Today’s launch is part of Iridium’s plan to create a large constellation of 66 telecommunications satellites in lower-Earth orbit called Iridium NEXT. It will deliver mobile voice and data coverage all over the planet, including over the ocean and at the poles. The first 10 satellites were launched aboard a Falcon 9 rocket in January; today’s launch will bring the number of satellites in space to 20. When fully completed, the constellation will also be used to provide a minute-by-minute tracking system for airplanes.

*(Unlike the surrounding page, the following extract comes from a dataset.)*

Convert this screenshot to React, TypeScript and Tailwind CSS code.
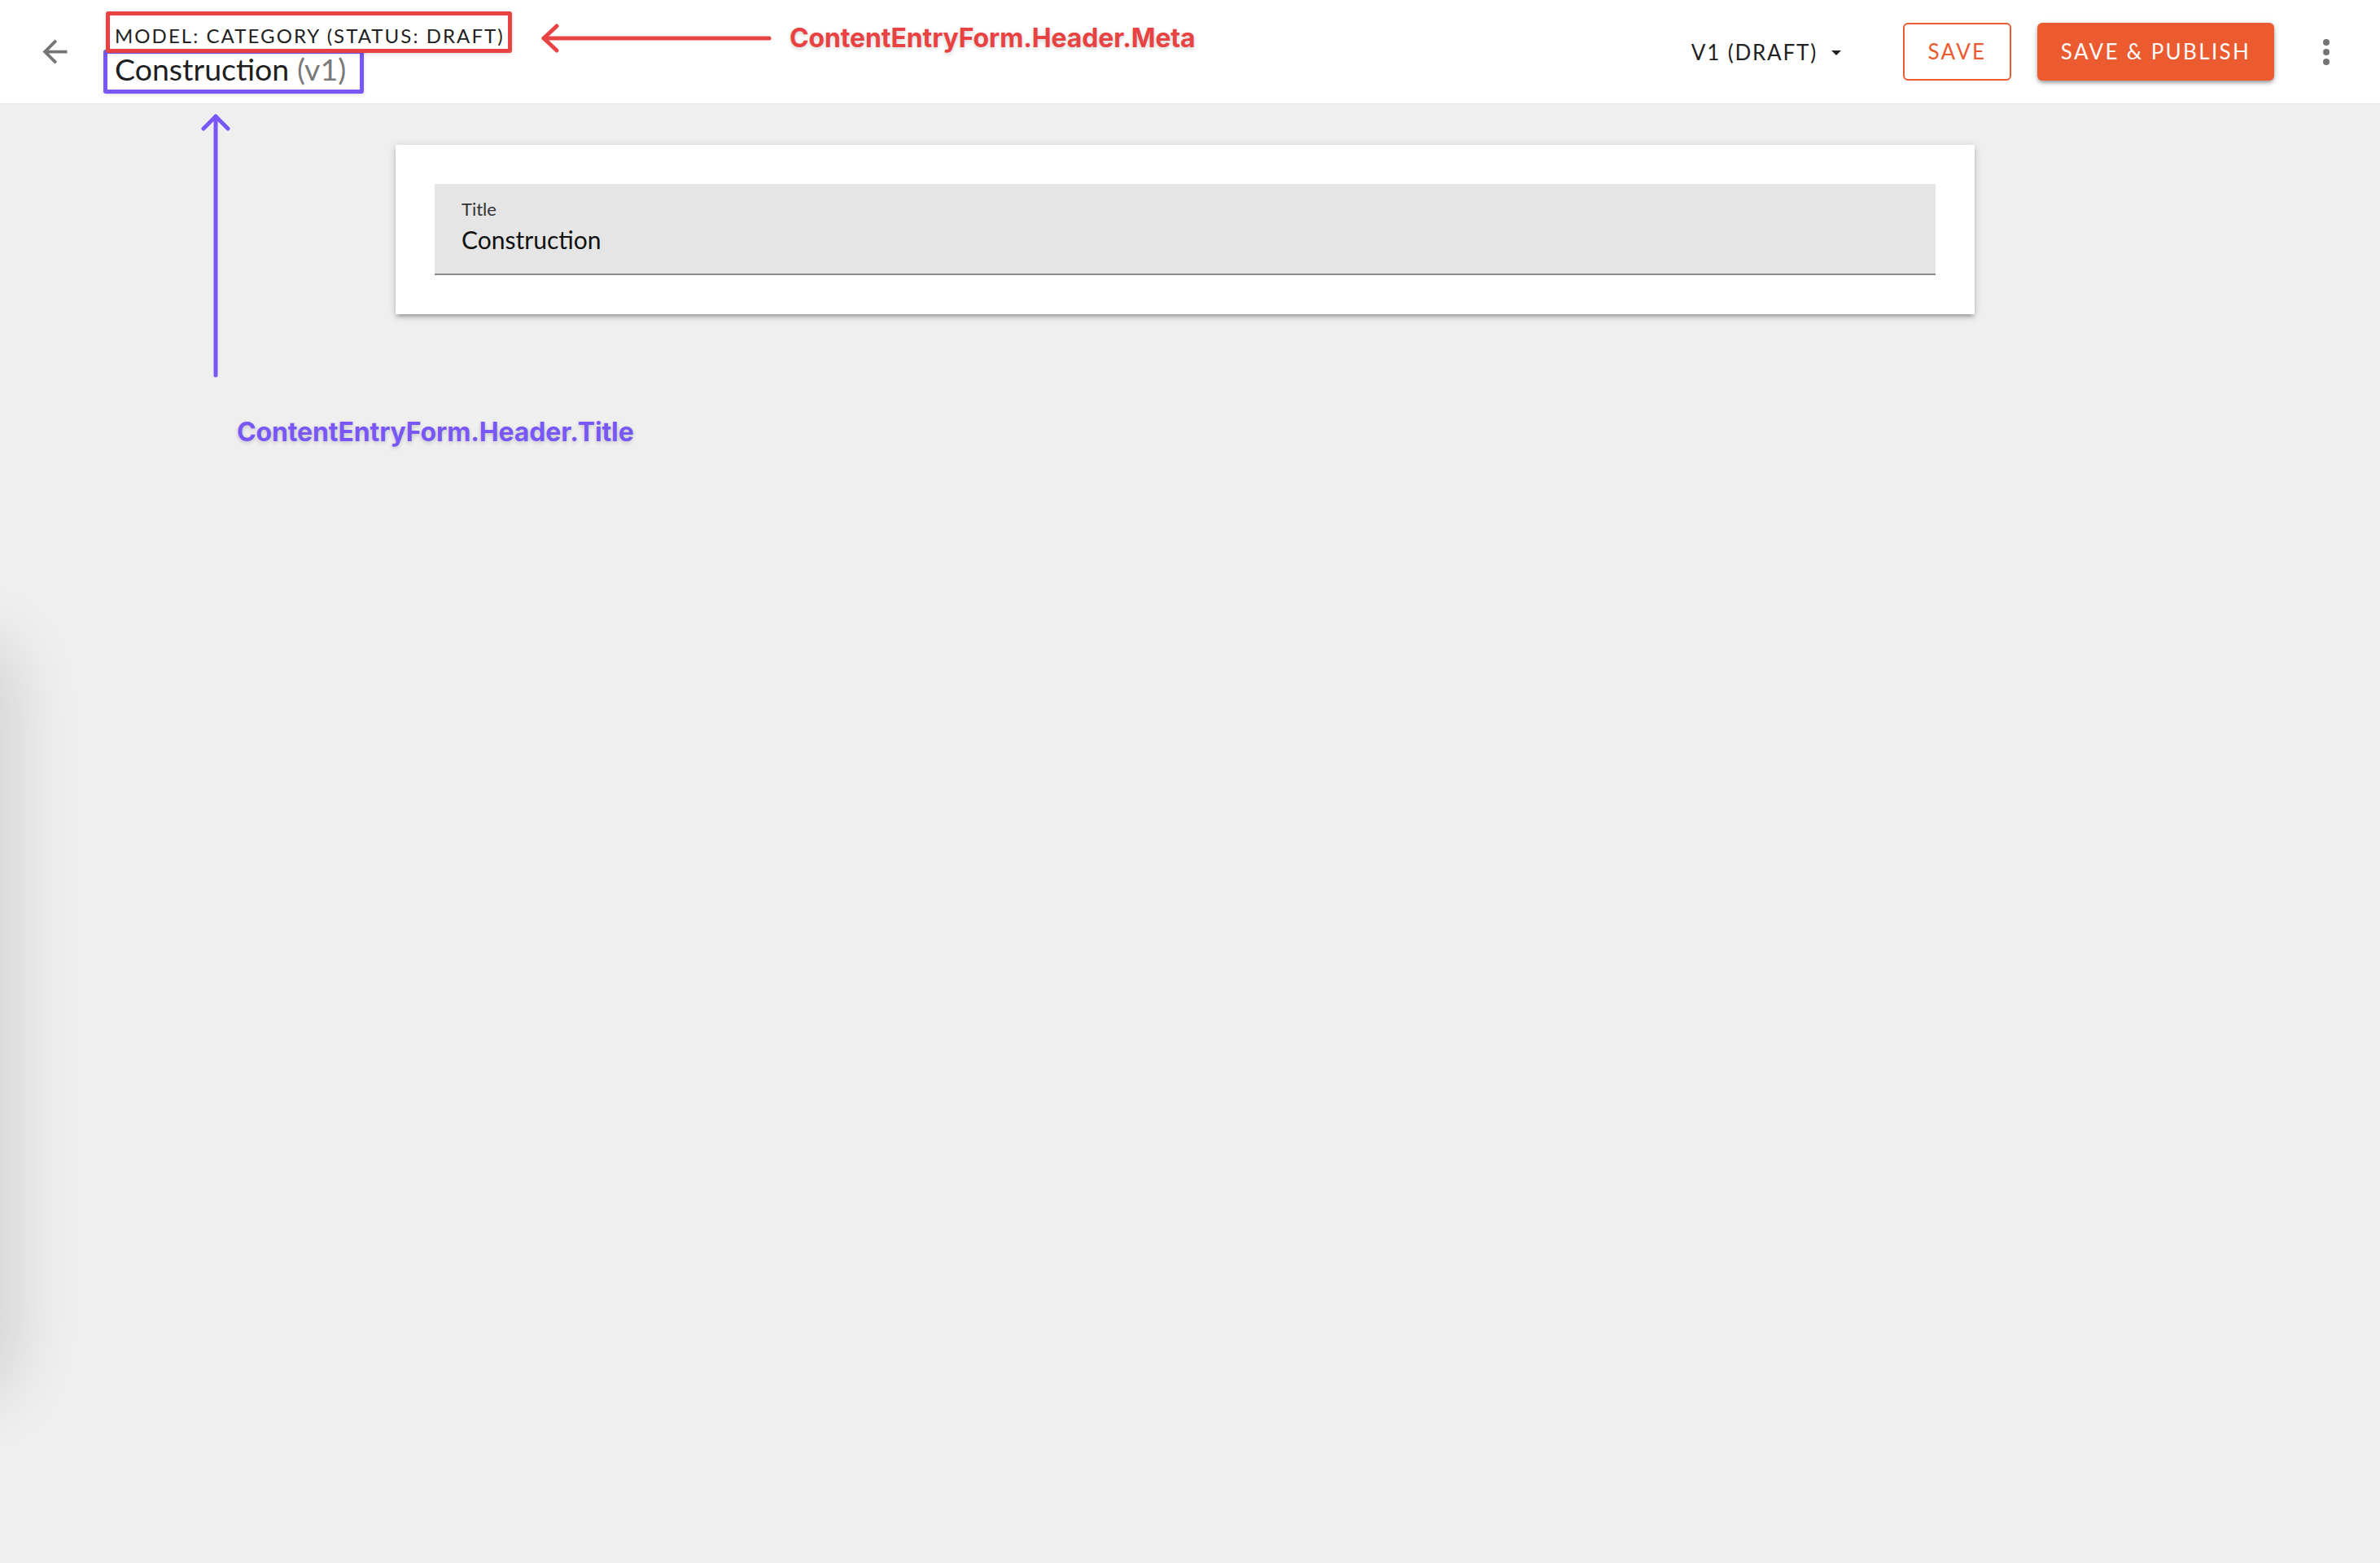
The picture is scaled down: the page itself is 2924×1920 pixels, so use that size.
import React from "react";

function BackArrow() {
  return (
    <svg viewBox="0 0 24 24" className="h-[45px] w-[45px]" fill="#757575">
      <path d="M20 11H7.83l5.59-5.59L12 4l-8 8 8 8 1.41-1.41L7.83 13H20v-2z" />
    </svg>
  );
}

function MoreVert() {
  return (
    <svg viewBox="0 0 24 24" className="h-[48px] w-[48px]" fill="#757575">
      <circle cx="12" cy="6" r="2" />
      <circle cx="12" cy="12" r="2" />
      <circle cx="12" cy="18" r="2" />
    </svg>
  );
}

export default function App() {
  return (
    <div className="relative min-h-[1920px] w-full overflow-hidden bg-[#efefef] font-['Lato',sans-serif]">
      {/* Header */}
      <header className="flex h-[128px] items-start border-b border-[#e4e4e4] bg-white">
        <button className="ml-[45px] mt-[41px] flex h-[45px] w-[45px] items-center justify-center">
          <BackArrow />
        </button>
        <div className="ml-[51px] flex flex-col pt-[30px]">
          <div className="text-[24px] leading-[28px] tracking-[0.086em] text-[#222]">
            MODEL: CATEGORY (STATUS: DRAFT)
          </div>
          <div className="mt-[5px] text-[37.5px] leading-[44px] text-[#1f1f1f]">
            Construction <span className="text-[#7a7a7a]">(v1)</span>
          </div>
        </div>
        <div className="ml-auto flex h-full items-center pr-[42px]">
          <div className="mt-[2px] flex items-center">
            <span className="text-[26px] tracking-[0.07em] text-[#222]">V1 (DRAFT)</span>
            <svg viewBox="0 0 12 6" className="ml-[17px] h-[6px] w-[12px]" fill="#222">
              <polygon points="0,0 12,0 6,6" />
            </svg>
          </div>
          <button className="ml-[76px] flex h-[71px] w-[133px] items-center justify-center rounded-[6px] border-2 border-[#ec5a30] bg-white text-[26px] tracking-[0.09em] text-[#ec5a30]">
            SAVE
          </button>
          <button className="ml-[32px] flex h-[71px] w-[291px] items-center justify-center rounded-[6px] bg-[#ec5a30] text-[26px] tracking-[0.09em] text-white shadow-[0_4px_6px_-2px_rgba(0,0,0,0.3),0_2px_4px_rgba(0,0,0,0.14),0_1px_8px_rgba(0,0,0,0.1)]">
            SAVE &amp; PUBLISH
          </button>
          <button className="ml-[40px] flex h-[48px] w-[48px] items-center justify-center">
            <MoreVert />
          </button>
        </div>
      </header>

      {/* Content */}
      <main className="pt-[50px]">
        <section className="ml-[486px] w-[1940px] bg-white p-[48px] shadow-[0_4px_4px_rgba(0,0,0,0.14),0_6px_2px_-4px_rgba(0,0,0,0.12),0_2px_10px_rgba(0,0,0,0.16)]">
          <div className="h-[112px] border-b-2 border-[#8a8a8a] bg-[#e5e5e5] pl-[33px] pt-[18px]">
            <div className="text-[22px] leading-[26px] text-[#333]">Title</div>
            <div className="mt-[6px] text-[30px] leading-[36px] text-[#111]">Construction</div>
          </div>
        </section>
      </main>

      {/* Left edge drawer shadow */}
      <div className="absolute left-[-80px] top-[800px] h-[900px] w-[80px] rounded-full shadow-[0_0_80px_20px_rgba(0,0,0,0.12)]" />

      {/* Annotation boxes */}
      <div className="absolute left-[127px] top-[61px] h-[54px] w-[320px] rounded-[3px] border-[5px] border-[#7857f6] shadow-[0_1px_4px_rgba(0,0,0,0.15)]" />
      <div className="absolute left-[130px] top-[14px] h-[51px] w-[499px] rounded-[3px] border-[5px] border-[#e84242] shadow-[0_1px_4px_rgba(0,0,0,0.15)]" />

      {/* Annotation arrows */}
      <svg className="pointer-events-none absolute left-0 top-0 h-[1920px] w-[2924px]" viewBox="0 0 2924 1920">
        <g stroke="#e84242" strokeWidth="5" strokeLinecap="round" strokeLinejoin="round" fill="none">
          <line x1="668" y1="47" x2="945" y2="47" />
          <polyline points="684,32 668,47 684,62" />
        </g>
        <g stroke="#7857f6" strokeWidth="5" strokeLinecap="round" strokeLinejoin="round" fill="none">
          <line x1="265" y1="143" x2="265" y2="461" />
          <polyline points="250,158 265,143 280,158" />
        </g>
      </svg>

      {/* Annotation labels */}
      <div className="absolute left-[970px] top-[27px] font-['Inter',sans-serif] text-[32px] font-bold leading-[40px] tracking-[-0.004em] text-[#e84242] [text-shadow:0_2px_5px_rgba(0,0,0,0.18)]">
        ContentEntryForm.Header.Meta
      </div>
      <div className="absolute left-[291px] top-[511px] font-['Inter',sans-serif] text-[32px] font-bold leading-[40px] tracking-[-0.004em] text-[#7857f6] [text-shadow:0_2px_5px_rgba(0,0,0,0.18)]">
        ContentEntryForm.Header.Title
      </div>
    </div>
  );
}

The Falcon 9 rocket that launched the first 10 Iridium NEXT satellites in January

Photo by SpaceX

Iridium has six more launches scheduled with SpaceX over the following 12 months, CEO Matt Desch said during a call with reporters on June 19th. “Our network activity in space is really going to get a bit frenetic here in the coming months,” Desch said. As these new satellites go up, they will slowly replace the old-generation satellites — some of which have been in orbit since the 1990s.